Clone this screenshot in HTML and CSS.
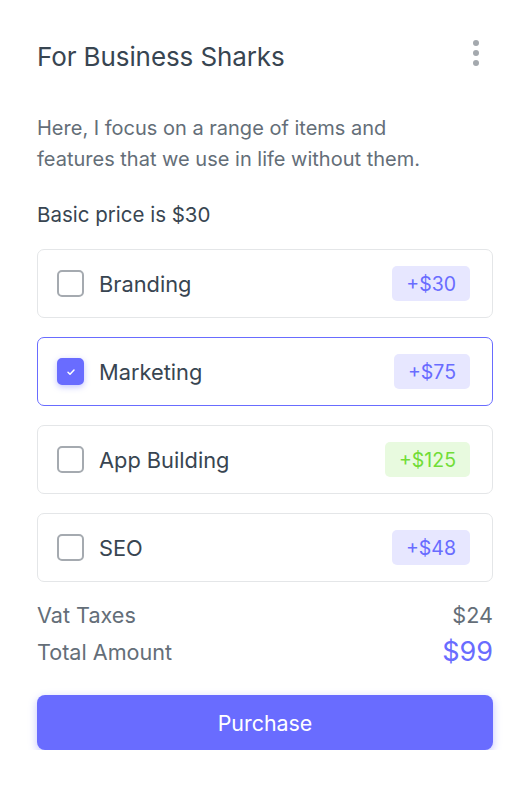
FILE: index.html
```html
<!DOCTYPE html>
<html>
<head>
<meta charset="utf-8">
<link rel="stylesheet" href="styles.css">
</head>
<body>
<div class="card">
  <div class="header">
    <h1 class="title">For Business Sharks</h1>
    <span class="kebab"><i></i><i></i><i></i></span>
  </div>
  <p class="desc">Here, I focus on a range of items and features that we use in life without them.</p>
  <p class="basic">Basic price is $30</p>
  <div class="options">
    <label class="option">
      <span class="check"></span>
      <span class="name">Branding</span>
      <span class="badge">+$30</span>
    </label>
    <label class="option selected">
      <span class="check on"><svg viewBox="0 0 12 12" width="12" height="12"><path d="M3 6.2l2 2 4-4.2" fill="none" stroke="#fff" stroke-width="1.5" stroke-linecap="round" stroke-linejoin="round"/></svg></span>
      <span class="name">Marketing</span>
      <span class="badge">+$75</span>
    </label>
    <label class="option">
      <span class="check"></span>
      <span class="name">App Building</span>
      <span class="badge green">+$125</span>
    </label>
    <label class="option">
      <span class="check"></span>
      <span class="name">SEO</span>
      <span class="badge">+$48</span>
    </label>
  </div>
  <div class="summary">
    <div class="row"><span>Vat Taxes</span><span class="vat">$24</span></div>
    <div class="row"><span>Total Amount</span><span class="total">$99</span></div>
  </div>
  <button class="btn">Purchase</button>
</div>
</body>
</html>
```
FILE: styles.css
```css
* { box-sizing: border-box; }
html, body { margin: 0; background: #fff; }
body { font-family: "Inter", "Open Sans", sans-serif; color: #384551; }
.card { padding: 36px 35px 0 37px; }
.header { display: flex; justify-content: space-between; align-items: flex-start; }
.title { margin: 6px 0 0; font-size: 26px; font-weight: 400; line-height: 30px; color: #384551; letter-spacing: -0.1px; }
.kebab { display: flex; flex-direction: column; gap: 4px; padding: 4px 14px 0 0; }
.kebab i { width: 6px; height: 6px; border-radius: 50%; background: #a4a9ae; display: block; }
.desc { margin: 41px 0 0; font-size: 20px; line-height: 31px; color: #646e78; max-width: 430px; }
.basic { margin: 28px 0 0; font-size: 20.5px; line-height: 24px; color: #384551; }
.options { margin-top: 22px; display: flex; flex-direction: column; gap: 19px; }
.option { display: flex; align-items: center; height: 69px; border: 1px solid #e4e6e8; border-radius: 7px; padding: 0 22px 0 19px; }
.option.selected { border: 1.5px solid #696cff; }
.check { width: 27px; height: 27px; border: 2.5px solid #a5aab0; border-radius: 5px; display: flex; align-items: center; justify-content: center; flex: none; }
.check.on { background: #696cff; border-color: #696cff; box-shadow: 0 2px 6px rgba(105,108,255,0.4); }
.name { margin-left: 15px; font-size: 21.8px; color: #384551; flex: 1; }
.badge { background: #e7e7ff; color: #696cff; font-size: 19.5px; height: 35px; padding: 0 14px; border-radius: 5px; display: flex; align-items: center; }
.badge.green { background: #e8fadf; color: #71dd37; }
.summary { margin-top: 20px; display: flex; flex-direction: column; gap: 11px; }
.row { display: flex; justify-content: space-between; align-items: center; font-size: 21.6px; color: #646e78; line-height: 26px; }
.vat { color: #646e78; }
.total { color: #696cff; font-size: 27px; }
.btn { margin-top: 30px; width: 100%; height: 55px; border: 0; border-radius: 8px; background: #696cff; color: #fff; font-family: inherit; font-size: 21.4px; box-shadow: 0 3px 8px rgba(105,108,255,0.4); }
```
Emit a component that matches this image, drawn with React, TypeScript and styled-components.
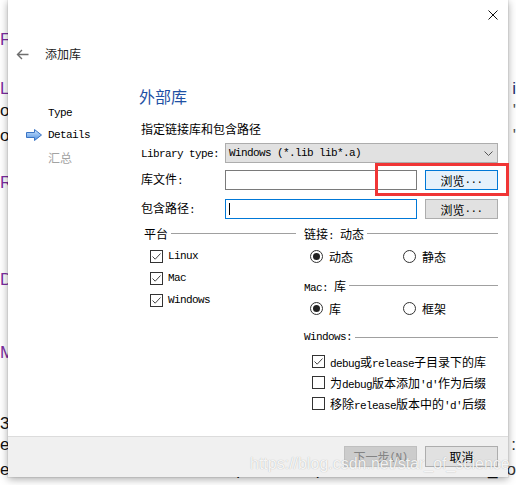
import React from "react";
import styled, { createGlobalStyle } from "styled-components";

const Global = createGlobalStyle`
  html, body { margin: 0; padding: 0; background: #fff; }
  body { width: 516px; height: 485px; overflow: hidden; }
  #root { width: 516px; height: 485px; }
`;

const Screen = styled.div`
  position: relative;
  width: 516px;
  height: 485px;
  overflow: hidden;
  background: #fff;
`;

/* ---------- background page (behind the dialog) ---------- */
const BgPage = styled.div`
  display: flex;
  flex-direction: column;
  font-family: "Liberation Sans", Arial, sans-serif;
  font-size: 17px;
  line-height: 20px;
`;

const BgLine = styled.div<{ $mt: number; $color?: string }>`
  margin-top: ${(p) => p.$mt}px;
  height: 20px;
  display: flex;
  justify-content: space-between;
  white-space: nowrap;
  color: ${(p) => p.$color ?? "#111"};
`;

const BgRight = styled.span<{ $color?: string }>`
  color: ${(p) => p.$color ?? "#333"};
`;

const BgFrag = styled.span<{ $ml: number }>`
  margin-left: ${(p) => p.$ml}px;
`;

const BgRun = styled.span`
  display: flex;
`;

/* ---------- dialog window ---------- */
const Dialog = styled.div`
  position: absolute;
  left: 8px;
  top: 0;
  width: 500px;
  height: 477px;
  background: #fff;
  box-shadow: 0 0 0 1px rgba(0, 0, 0, 0.05), 0 2px 8px rgba(0, 0, 0, 0.35);
  display: flex;
  flex-direction: column;
  font-family: "Noto Sans CJK SC", "Liberation Sans", sans-serif;
  font-size: 12px;
  color: #000;
`;

const TopBar = styled.div`
  height: 40px;
  box-sizing: border-box;
  padding: 10px 10px 0 0;
  display: flex;
  justify-content: flex-end;
  align-items: flex-start;
`;

const CloseButton = styled.span`
  width: 10px;
  height: 10px;
  display: flex;
`;

const Header = styled.div`
  height: 28px;
  display: flex;
  align-items: center;
  padding-left: 8px;
`;

const BackArrow = styled.span`
  width: 13px;
  height: 11px;
  display: flex;
`;

const Title = styled.span`
  margin-left: 16px;
  color: #222;
  font-size: 12px;
  line-height: 16px;
`;

const Body = styled.div`
  flex: 1;
  display: grid;
  grid-template-columns: 131px 1fr;
  padding-right: 10px;
`;

const Nav = styled.nav`
  padding-top: 34px;
  display: flex;
  flex-direction: column;
`;

const NavItem = styled.div<{ $muted?: boolean }>`
  height: 22px;
  display: flex;
  align-items: center;
  gap: 6px;
  padding-left: 18px;
  color: ${(p) => (p.$muted ? "#a3a3a3" : "#000")};
`;

const NavIconSlot = styled.span`
  width: 16px;
  height: 12px;
  display: flex;
`;

const Content = styled.div`
  padding-top: 18px;
  display: flex;
  flex-direction: column;
`;

const Heading = styled.h1`
  margin: 0;
  font-size: 16px;
  line-height: 20px;
  font-weight: 400;
  color: #1e50a4;
`;

const Desc = styled.p`
  margin: 15px 0 0;
  padding-left: 2px;
  line-height: 16px;
`;

const Lat = styled.span`
  font-family: "Liberation Mono", "Courier New", monospace;
  font-size: 11px;
  letter-spacing: -0.6px;
`;

const FormRow = styled.div<{ $mt: number }>`
  margin-top: ${(p) => p.$mt}px;
  height: 20px;
  display: grid;
  grid-template-columns: 86px 1fr;
  align-items: center;
`;

const Label = styled.span`
  padding-left: 2px;
  line-height: 16px;
`;

const Select = styled.div`
  height: 20px;
  box-sizing: border-box;
  border: 1px solid #adadad;
  background: #e1e1e1;
  display: flex;
  align-items: center;
  justify-content: space-between;
  padding: 0 4px 0 3px;
`;

const Chevron = styled.span`
  width: 9px;
  height: 5px;
  display: flex;
`;

const FieldPair = styled.div`
  display: grid;
  grid-template-columns: 192px 73px;
  column-gap: 8px;
`;

const TextInput = styled.div<{ $focused?: boolean }>`
  height: 20px;
  box-sizing: border-box;
  border: 1px solid ${(p) => (p.$focused ? "#0078d7" : "#7a7a7a")};
  background: #fff;
  display: flex;
  align-items: center;
  padding-left: 3px;
`;

const Caret = styled.span`
  width: 1px;
  height: 12px;
  background: #000;
`;

type BtnVariant = "normal" | "hover" | "disabled";

const Button = styled.button<{ $variant: BtnVariant }>`
  width: 73px;
  height: ${(p) => (p.$variant === "disabled" || p.$h ? 21 : 20)}px;
  box-sizing: border-box;
  padding: 0;
  font: inherit;
  display: flex;
  align-items: center;
  justify-content: center;
  border: 1px solid
    ${(p) =>
      p.$variant === "hover" ? "#0078d7" : p.$variant === "disabled" ? "#bfbfbf" : "#adadad"};
  background: ${(p) =>
    p.$variant === "hover" ? "#e5f1fb" : p.$variant === "disabled" ? "#cccccc" : "#e1e1e1"};
  color: ${(p) => (p.$variant === "disabled" ? "#838383" : "#000")};
` as any;

const Groups = styled.div`
  margin-top: 6px;
  padding-left: 5px;
  display: grid;
  grid-template-columns: 152px 194px;
  column-gap: 8px;
  align-items: start;
`;

const GroupCol = styled.div`
  display: flex;
  flex-direction: column;
`;

const GroupHeader = styled.div<{ $mt?: number }>`
  margin-top: ${(p) => p.$mt ?? 0}px;
  height: 16px;
  display: flex;
  align-items: center;
  gap: 3px;
  white-space: nowrap;
`;

const Rule = styled.span`
  flex: 1;
  height: 1px;
  background: #a0a0a0;
`;

const OptionList = styled.div<{ $mt: number }>`
  margin-top: ${(p) => p.$mt}px;
  display: flex;
  flex-direction: column;
`;

const CheckRow = styled.div<{ $indent: number; $h: number }>`
  height: ${(p) => p.$h}px;
  padding-left: ${(p) => p.$indent}px;
  display: flex;
  align-items: center;
  gap: 5px;
  white-space: nowrap;
`;

const RadioRow = styled.div<{ $mt: number }>`
  margin-top: ${(p) => p.$mt}px;
  height: 22px;
  padding-left: 6px;
  display: grid;
  grid-template-columns: 93px 93px;
  align-items: center;
`;

const RadioItem = styled.div`
  display: flex;
  align-items: center;
  gap: 6px;
`;

const Box = styled.span`
  width: 13px;
  height: 13px;
  box-sizing: border-box;
  border: 1px solid #333;
  background: #fff;
  display: flex;
  flex-shrink: 0;
`;

const Ring = styled.span`
  width: 13px;
  height: 13px;
  box-sizing: border-box;
  border: 1px solid #333;
  border-radius: 50%;
  background: #fff;
  display: flex;
  align-items: center;
  justify-content: center;
`;

const Dot = styled.span`
  width: 7px;
  height: 7px;
  border-radius: 50%;
  background: #222;
`;

const Footer = styled.div`
  height: 41px;
  box-sizing: border-box;
  border-top: 1px solid #dcdcdc;
  background: #f0f0f0;
  padding: 9px 10px 0;
  display: flex;
  justify-content: flex-end;
  align-items: flex-start;
  gap: 8px;
`;

/* ---------- overlays ---------- */
const Highlight = styled.div`
  position: absolute;
  left: 375px;
  top: 163px;
  width: 134px;
  height: 33px;
  box-sizing: border-box;
  border: 3px solid #f03535;
`;

const Watermark = styled.div`
  position: absolute;
  left: 250px;
  top: 455px;
  font-family: "Liberation Sans", Arial, sans-serif;
  font-size: 16px;
  line-height: 18px;
  color: rgba(255, 255, 255, 0.9);
  text-shadow: 0 0 1px rgba(0, 0, 0, 0.3);
  white-space: nowrap;
`;

/* ---------- small drawings ---------- */
const CheckMark = () => (
  <svg width="11" height="11" viewBox="0 0 11 11">
    <path d="M1.5 5.5 L4.2 8.2 L9.5 2.5" fill="none" stroke="#444" strokeWidth="1" />
  </svg>
);

const Checkbox = ({ checked }: { checked?: boolean }) => <Box>{checked && <CheckMark />}</Box>;

const Radio = ({ checked }: { checked?: boolean }) => <Ring>{checked && <Dot />}</Ring>;

const NavArrow = () => (
  <svg width="16" height="12" viewBox="0 0 16 12">
    <defs>
      <linearGradient id="navg" x1="0" y1="0" x2="0" y2="1">
        <stop offset="0" stopColor="#cfe6ff" />
        <stop offset="1" stopColor="#4d8fe0" />
      </linearGradient>
    </defs>
    <polygon
      points="0.5,3.5 8.5,3.5 8.5,0.5 15.5,6 8.5,11.5 8.5,8.5 0.5,8.5"
      fill="url(#navg)"
      stroke="#3a74c4"
      strokeWidth="1"
    />
  </svg>
);

export default function App() {
  return (
    <Screen>
      <Global />
      <BgPage>
        <BgLine $mt={30} $color="#7b2c9e">F</BgLine>
        <BgLine $mt={29} $color="#7b2c9e">
          L<BgRight $color="#22306a">i</BgRight>
        </BgLine>
        <BgLine $mt={2}>
          o<BgRight $color="#555">'</BgRight>
        </BgLine>
        <BgLine $mt={5}>
          o<BgRight $color="#555">'</BgRight>
        </BgLine>
        <BgLine $mt={27} $color="#7b2c9e">R</BgLine>
        <BgLine $mt={77} $color="#7b2c9e">D</BgLine>
        <BgLine $mt={53} $color="#7b2c9e">M</BgLine>
        <BgLine $mt={51}>3</BgLine>
        <BgLine $mt={1}>
          e<BgRight>:</BgRight>
        </BgLine>
        <BgLine $mt={5}>
          <BgRun>
            e<BgFrag $ml={208}>,</BgFrag>
            <BgFrag $ml={14}>p</BgFrag>
            <BgFrag $ml={70}>p</BgFrag>
            <BgFrag $ml={78}>,</BgFrag>
            <BgFrag $ml={80}>_</BgFrag>
          </BgRun>
          <BgRight>o</BgRight>
        </BgLine>
      </BgPage>

      <Dialog>
        <TopBar>
          <CloseButton>
            <svg width="10" height="10" viewBox="0 0 10 10">
              <path d="M0.5 0.5L9.5 9.5M9.5 0.5L0.5 9.5" stroke="#111" strokeWidth="1" />
            </svg>
          </CloseButton>
        </TopBar>
        <Header>
          <BackArrow>
            <svg width="13" height="11" viewBox="0 0 13 11">
              <path d="M12.5 5.5H1.5M6 1L1.5 5.5L6 10" fill="none" stroke="#6e6e6e" strokeWidth="1.4" />
            </svg>
          </BackArrow>
          <Title>添加库</Title>
        </Header>

        <Body>
          <Nav>
            <NavItem>
              <NavIconSlot />
              <Lat>Type</Lat>
            </NavItem>
            <NavItem>
              <NavIconSlot>
                <NavArrow />
              </NavIconSlot>
              <Lat>Details</Lat>
            </NavItem>
            <NavItem $muted>
              <NavIconSlot />
              汇总
            </NavItem>
          </Nav>

          <Content>
            <Heading>外部库</Heading>
            <Desc>指定链接库和包含路径</Desc>

            <FormRow $mt={6}>
              <Label>
                <Lat>Library type:</Lat>
              </Label>
              <Select>
                <Lat>Windows (*.lib lib*.a)</Lat>
                <Chevron>
                  <svg width="9" height="5" viewBox="0 0 9 5">
                    <path d="M0.5 0.5L4.5 4.5L8.5 0.5" fill="none" stroke="#555" strokeWidth="1" />
                  </svg>
                </Chevron>
              </Select>
            </FormRow>

            <FormRow $mt={7}>
              <Label>
                库文件<Lat>:</Lat>
              </Label>
              <FieldPair>
                <TextInput />
                <Button $variant="hover">
                  浏览<Lat>...</Lat>
                </Button>
              </FieldPair>
            </FormRow>

            <FormRow $mt={9}>
              <Label>
                包含路径<Lat>:</Lat>
              </Label>
              <FieldPair>
                <TextInput $focused>
                  <Caret />
                </TextInput>
                <Button $variant="normal">
                  浏览<Lat>...</Lat>
                </Button>
              </FieldPair>
            </FormRow>

            <Groups>
              <GroupCol>
                <GroupHeader>
                  平台
                  <Rule />
                </GroupHeader>
                <OptionList $mt={4}>
                  <CheckRow $indent={6} $h={22}>
                    <Checkbox checked />
                    <Lat>Linux</Lat>
                  </CheckRow>
                  <CheckRow $indent={6} $h={22}>
                    <Checkbox checked />
                    <Lat>Mac</Lat>
                  </CheckRow>
                  <CheckRow $indent={6} $h={22}>
                    <Checkbox checked />
                    <Lat>Windows</Lat>
                  </CheckRow>
                </OptionList>
              </GroupCol>

              <GroupCol>
                <GroupHeader>
                  <span>
                    链接<Lat>: </Lat>动态
                  </span>
                  <Rule />
                </GroupHeader>
                <RadioRow $mt={4}>
                  <RadioItem>
                    <Radio checked />
                    动态
                  </RadioItem>
                  <RadioItem>
                    <Radio />
                    静态
                  </RadioItem>
                </RadioRow>

                <GroupHeader $mt={10}>
                  <span>
                    <Lat>Mac: </Lat>库
                  </span>
                  <Rule />
                </GroupHeader>
                <RadioRow $mt={4}>
                  <RadioItem>
                    <Radio checked />
                    库
                  </RadioItem>
                  <RadioItem>
                    <Radio />
                    框架
                  </RadioItem>
                </RadioRow>

                <GroupHeader $mt={10}>
                  <Lat>Windows:</Lat>
                  <Rule />
                </GroupHeader>
                <OptionList $mt={6}>
                  <CheckRow $indent={8} $h={21}>
                    <Checkbox checked />
                    <span>
                      <Lat>debug</Lat>或<Lat>release</Lat>子目录下的库
                    </span>
                  </CheckRow>
                  <CheckRow $indent={8} $h={21}>
                    <Checkbox />
                    <span>
                      为<Lat>debug</Lat>版本添加<Lat>'d'</Lat>作为后缀
                    </span>
                  </CheckRow>
                  <CheckRow $indent={8} $h={21}>
                    <Checkbox />
                    <span>
                      移除<Lat>release</Lat>版本中的<Lat>'d'</Lat>后缀
                    </span>
                  </CheckRow>
                </OptionList>
              </GroupCol>
            </Groups>
          </Content>
        </Body>

        <Footer>
          <Button $variant="disabled">
            下一步<Lat>(N)</Lat>
          </Button>
          <Button $variant="normal" $h>
            取消
          </Button>
        </Footer>
      </Dialog>

      <Highlight />
      <Watermark>https://blog.csdn.net/star_of_science</Watermark>
    </Screen>
  );
}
-=-=-=-=-
**Work to be completed**
Pull every line containing the word "components" out of the entries above.

**Result of the exercise**
Emit a component that matches this image, drawn with React, TypeScript and styled-components.
import styled, { createGlobalStyle } from "styled-components";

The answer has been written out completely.